Brexit, however, was not helpful. I spent a lot of time apologising for the UK Government. Fortunately my EU colleagues were understanding, though by the end of the project, in October 2021, it was evident that their patience was running low. Throughout the project the UK was regularly the butt of jokes in which Brexit was usually the punchline. A piece of advice often given to people who are new to international projects is not to make jokes, as they don’t usually translate well, but that never seemed to be a problem where Brexit was concerned. At least the jokes helped to alleviate any Brexit-related tension.

Halfway through the project, in February 2020, we had a mid-term conference in Brussels, at the Royal Flemish Academy of Belgium for Science and the Arts, a palatial venue which proved a delightful setting for our work. And I managed to come up with an excellent speaker for the event, chief executive of Demos Polly Mackenzie. She is in no sense ‘in my networks’, but I thought that if she agreed, she would do a good job, and she did. At the conference I strengthened working relationships with people I had already met at previous meetings, and even spoke to someone from the EC ethics department, who had a rather godly reputation but turned out to be very approachable.

Soon after that of course the pandemic hit, and that was the end of relationship-building and the start of switching to 100% remote working for the rest of the project. In fact we had to suspend much of our work for a while as we figured out how to change our methods. We had planned a series of events for the second phase of the project, and in the end we decided to use telephone or video interviews instead. This worked well enough and we completed the project with a final online conference in October 2021.

The main outputs are a framework for ethical evidence which has three pillars: an Accord, with principles for people/organisations to sign up to and endorse; a supplementary Toolbox to help people identify or produce ethical evidence; and Resources which support both the Accord and the Toolbox. All of this is online and will continue to be updated for the foreseeable future.

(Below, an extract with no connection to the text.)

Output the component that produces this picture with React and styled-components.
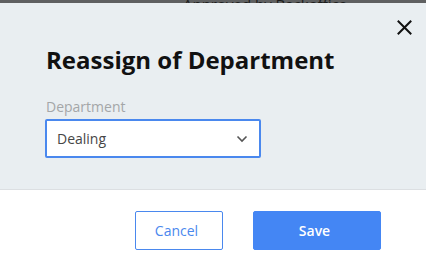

I feel sad to have finished this project because I worked with some terrific colleagues and it is only now, just as we have finished, that I feel as if I know what I am doing! I hope I get the opportunity to work on another EC project one day.

Author biography

Dr Helen Kara FAcSS has been an independent researcher since 1999 and an independent scholar since 2011. She writes about research methods and research ethics, and teaches doctoral students and staff at higher education institutions worldwide. Her books include Creative Research Methods: A Practical Guide and Research Ethics in the Real World: Euro-Western and Indigenous Perspectives for Policy Press, and she has written and edited several other books for Policy Press, SAGE and Routledge. She is an Honorary Senior Research Fellow at the University of Manchester, and a Fellow of the Academy of Social Sciences.